Masyarakat desa pasar seluma yang dilaporkan dan dimintai klarifikasi oleh Polres Seluma merupakan masyarakat pengelola pesisir barat sejak zaman dahulu dan merupakan para pejuang penyelamatan lingkungan di pasar seluma, perjuangan penyelamatan lingkungan yang telah sejak lama menolak kehadiran perusahaan yang mengancam keberlangsungan hidup rakyat.

Polres Seluma harus melihat dan mempertimbangkan bahwa pada pasal 66 UU 32/2009 yang menyatakan bahwa “setiap orang yang memperjuangkan hak atas lingkungan hidup yang baik dan sehat tidak dapat dituntut secara pidana maupun digugat secara perdata”.

Desa Pasar Seluma berada di pesisir barat Sumatera, tepatnya di Provinsi Bengkulu, Kabupaten Seluma, desa ini sendiri diberi keberkahan oleh alam, jika dikelola dengan arif dan bijaksana, remis yang ada di Pasar Seluma sendiri selain dapat dikonsumsi juga digunakan untuk ekonomi alternatif masyarakat desa Pasar Seluma, baik dengan cara dijual ataupun diolah kembali menjadi kerajinan tangan yang menarik, keberadaan remis semakin terancam dengan adanya aktivitas eksploitasi yang berlebihan di bibir pantai, remis sendiri merupakan hewan yang cukup sensitif terhadap getaran. Namun, daerah ini juga merupakan zona merah wilayah bencana, yang dibuktikan dengan adanya shelter tsunami di wilayah pesisir barat Provinsi Bengkulu, khususnya di Kabupaten Seluma.

Ironisnya, dengan kondisi yang ada, potensi ekonomi yang dapat membantu kesejahteraan masyarakat, potensi bencana yang harus segera direspon dengan mitigasi yang lebih baik dan berbasis keadilan lingkungan, pemerintah lebih menyukai investasi instan. Berlandaskan hal tersebut, masyarakat bersatu untuk menjaga wilayah hidup mereka, namun upaya masyarakat yang tengah berjuang dengan terang dihalang-halangi, termasuk membuat kasus yang diduga kuat hanya “pengalih isu” semata, dan digunakan untuk menurunkan semangat juang rakyat.

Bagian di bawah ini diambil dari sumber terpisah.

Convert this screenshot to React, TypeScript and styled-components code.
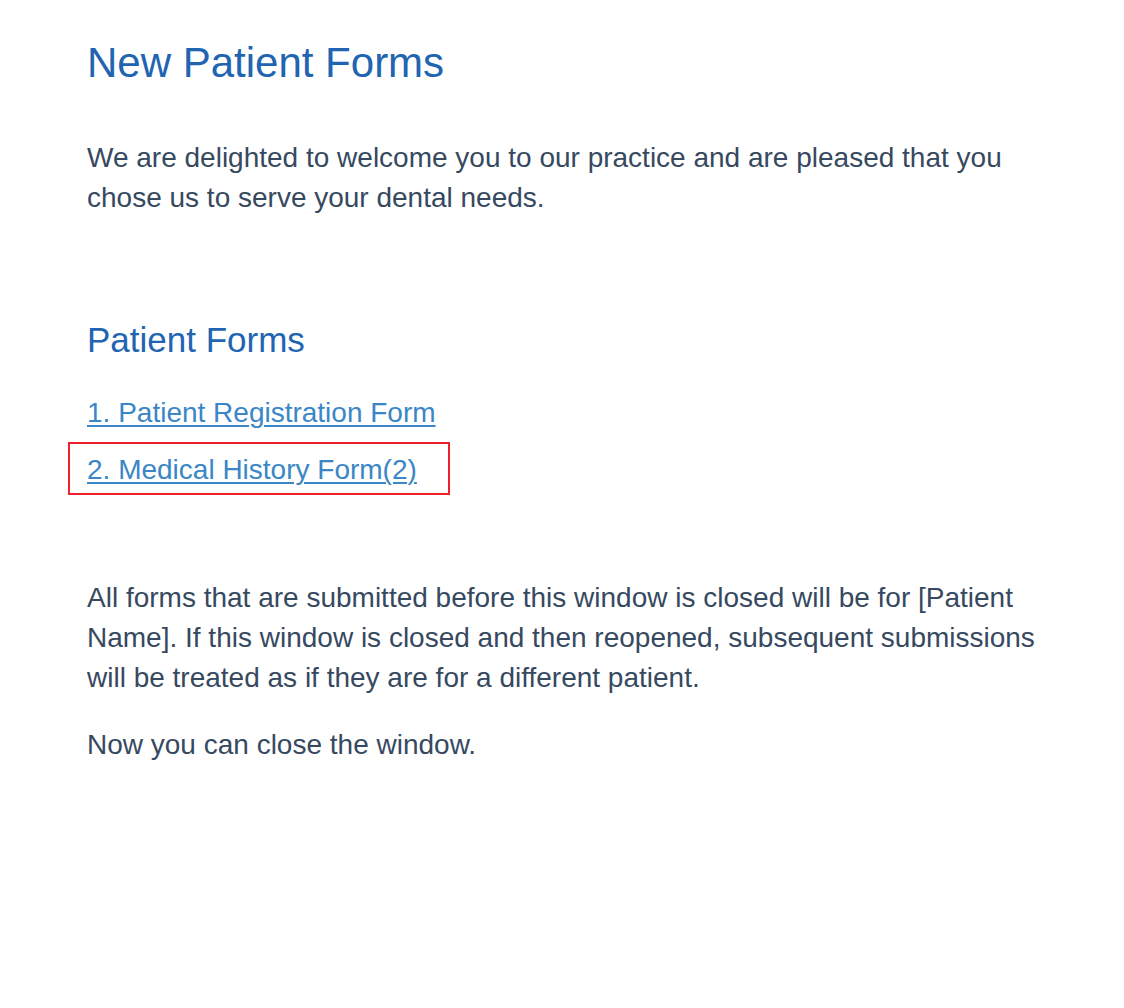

Dengan ini WALHI Bengkulu dengan tegas menyatakan :

  1. Hentikan segala upaya kriminalisasi dan intimidasi dengan tujuan melemahkan perjuangan rakyat atas wilayah kelola serta lingkungan hidup yang baik dan sehat, karena rakyat memiliki hak untuk melindungi dan menyelamatkan lingkungannya.
  2. Mendesak Pemkab Seluma, Pemprov Bengkulu dan juga Pemerintahan Pusat agar mengedepankan kepentingan rakyat, bukan i
  3. Mendesak aparat penegak hukum mengusut dugaan tindak pidana yang dilakukan oleh PT Faminglevto Bakti Abadi yang diduga kuat beraktivitas tanpa perizinan yang lengkap.
  4. Wilayah pesisir barat, khususnya di Desa Pasar seluma merupakan zona rawan bencana, mitigasi kebencanaan harusnya menjadi poin utama dalam menentukan rencana tata ruang dan rencana wilayah.
  5. Pemerintah harus melindungi wilayah kelola rakyat dengan kearifan lokal dan budaya yang ada.
  6. Agar seluruh masyarakat Provinsi Bengkulu yang menerima ketidakadilan atas nama pembangunan untuk berkumpul, mengorganisir diri dan menyuarakan hak kita sebagai rakyat dari Negara Kesatuan Republik Indonesia.
  7. Serta seluruh CSO, NGO, Kelompok Pecinta Alam, Mahasiswa Pecinta Alam, Badan Eksekutif Mahasiswa, Kelompok Kepemudaan, Organisasi Mahasiswa Kedaerahan, serta organisasi dan kelompok yang berjuang, untuk bersatu melawan ketidakadilan.